Modlitwa na Golgocie kończyła wigilijne czuwanie.
– Następnego dnia o 8.00 biskup sprawował na Golgocie Eucharystię ze śpiewem hymnu, czytano Ewangelię św. Mateusza o narodzeniu Chrystusa, a cała liturgia trwała ok. 4 godzin. Pod wieczór odbywały się uroczyste Nieszpory. W kolejnych dniach (aż do 13 stycznia) trwała oktawa Epifanii, czyli święta, które nazywamy Narodzeniem Pańskim. Świadkiem tradycji wschodniej jest biskup Makary, który w 328 r. poświęcił Bazylikę Narodzenia Pańskiego w Jerozolimie. W taki sposób mamy Boże Narodzenie w miejscu oryginalnym, w miejscu, w którym Syn Boży rzeczywiście się narodził, by zbawić świat – podkreślił ks. prof.
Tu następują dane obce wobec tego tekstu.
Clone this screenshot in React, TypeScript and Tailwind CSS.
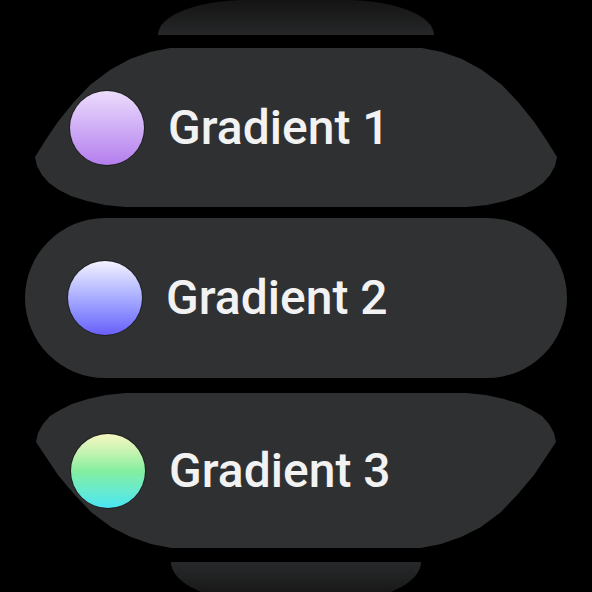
import React from "react";

function Dot({ grad }: { grad: string }) {
  return (
    <div
      className={`h-[74px] w-[74px] shrink-0 rounded-full ring-1 ring-black/40 ${grad}`}
    />
  );
}

function Label({ text }: { text: string }) {
  return (
    <span className="ml-[24px] font-['Roboto',sans-serif] text-[48px] font-medium leading-none text-[#f2f2f2]">
      {text}
    </span>
  );
}

export default function App() {
  return (
    <div className="flex h-[592px] w-[592px] flex-col items-center overflow-hidden bg-black">
      {/* top sliver */}
      <div className="h-[35px] w-[276px] shrink-0 rounded-tl-[100px_40px] rounded-tr-[100px_40px] bg-gradient-to-b from-[#141414] to-[#262728]" />

      {/* item 1 */}
      <div className="mt-[13px] flex h-[159px] w-[522px] shrink-0 items-center bg-[#2f3031] pl-[35px] [clip-path:polygon(135px_0,387px_0,407px_4px,427px_11px,447px_22px,467px_37px,484px_55px,500px_75px,512px_93px,522px_109px,520px_118px,515px_127px,508px_135px,498px_142px,486px_148px,470px_153px,452px_157px,432px_159px,90px_159px,70px_157px,52px_153px,36px_148px,24px_142px,14px_135px,7px_127px,2px_118px,0_109px,10px_93px,22px_75px,38px_55px,55px_37px,75px_22px,95px_11px,115px_4px)]">
        <Dot grad="bg-gradient-to-b from-[#ecdcfc] to-[#b47ded]" />
        <Label text="Gradient 1" />
      </div>

      {/* item 2 */}
      <div className="mt-[11px] flex h-[160px] w-[542px] shrink-0 items-center rounded-full bg-[#303132] pl-[43px]">
        <Dot grad="bg-gradient-to-b from-[#f4f2ff] to-[#6a5dfa]" />
        <Label text="Gradient 2" />
      </div>

      {/* item 3 */}
      <div className="mt-[15px] flex h-[155px] w-[520px] shrink-0 items-center bg-[#2f3031] pl-[35px] [clip-path:polygon(90px_0,430px_0,450px_2px,468px_6px,484px_11px,496px_17px,506px_23px,513px_31px,518px_40px,520px_49px,510px_64px,498px_82px,482px_101px,465px_119px,445px_134px,425px_144px,405px_151px,385px_155px,135px_155px,115px_151px,95px_144px,75px_134px,55px_119px,38px_101px,22px_82px,10px_64px,0_49px,2px_40px,7px_31px,14px_23px,24px_17px,36px_11px,52px_6px,70px_2px)]">
        <Dot grad="bg-gradient-to-b from-[#f6f7c0] via-[#84eea0] to-[#48e6f2]" />
        <Label text="Gradient 3" />
      </div>

      {/* bottom sliver */}
      <div className="mt-[14px] h-[40px] w-[250px] shrink-0 rounded-bl-[90px_40px] rounded-br-[90px_40px] bg-gradient-to-b from-[#28292a] to-[#141414]" />
    </div>
  );
}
Jan Perszon.
Z kolei ks. Krzysztof Nowak, proboszcz parafii pw. Miłosierdzia Bożego w Gdańsku, zwrócił uwagę, że przyjście na świat Jezusa, Syna Bożego, musi dokonać się w sposób zrozumiały dla ludzi, żeby nie budziło kontrowersji, lęku i strachu.
– Pan Jezus wybrał sposób pierwszego przyjścia na świat bardzo ludzki, po prostu się urodził jako człowiek. Na pewno trzeba by było się trochę wgłębić w to, dlaczego Chrystus wybrał taki sposób, w którym docenił człowieka, docenił rodzinę. Nie powiedział, że najważniejsze jest to, żeby spotykać się na obłokach, żeby wychwalać z chórami anielskimi w Niebie, ale żeby spotykać się właśnie w rodzinie. Chrystus bardzo podkreślił rolę Maryi jako matki. Warto zatrzymać się i zastanowić nad funkcją św. Józefa, który tak naprawdę był opiekunem Pana Jezusa, nie był Jego ojcem. Rodzina, która nazywana jest dzisiaj Świętą Rodziną, mogłaby być dzisiaj nazwana w normalnych warunkach rodziną, która nie jest typowym wzorem rodziny chrześcijańskiej. To bardziej rodzina z przejściami, która musiała zmierzyć się z niechęcią osób, z wrogością ludzi. To, co spotkało ich w Betlejem, pokazuje, że nie był to łatwy czas dla Matki Najświętszej i św. Józefa. Bardzo trudno jest dzisiaj tłumaczyć ludziom istotę Bożego Narodzenia, kiedy pojawiają się problemy rodzinne. Jak mówić o Świętej Rodzinie, jak mówić o narodzeniu Syna Bożego, kiedy wiele małżeństw z własnego wyboru (nie mam na myśli małżeństw, które nie mogą) nie żyje sakramentalnie? Jest to trudne, bo wtedy święta Bożego Narodzenia są zawężone do pojednania, do pokoju, miłości, dobroci itd. W przypadku Kościoła wyraźnie trzeba podkreślić świętość – powiedział proboszcz parafii pw. Miłosierdzia Bożego w Gdańsku.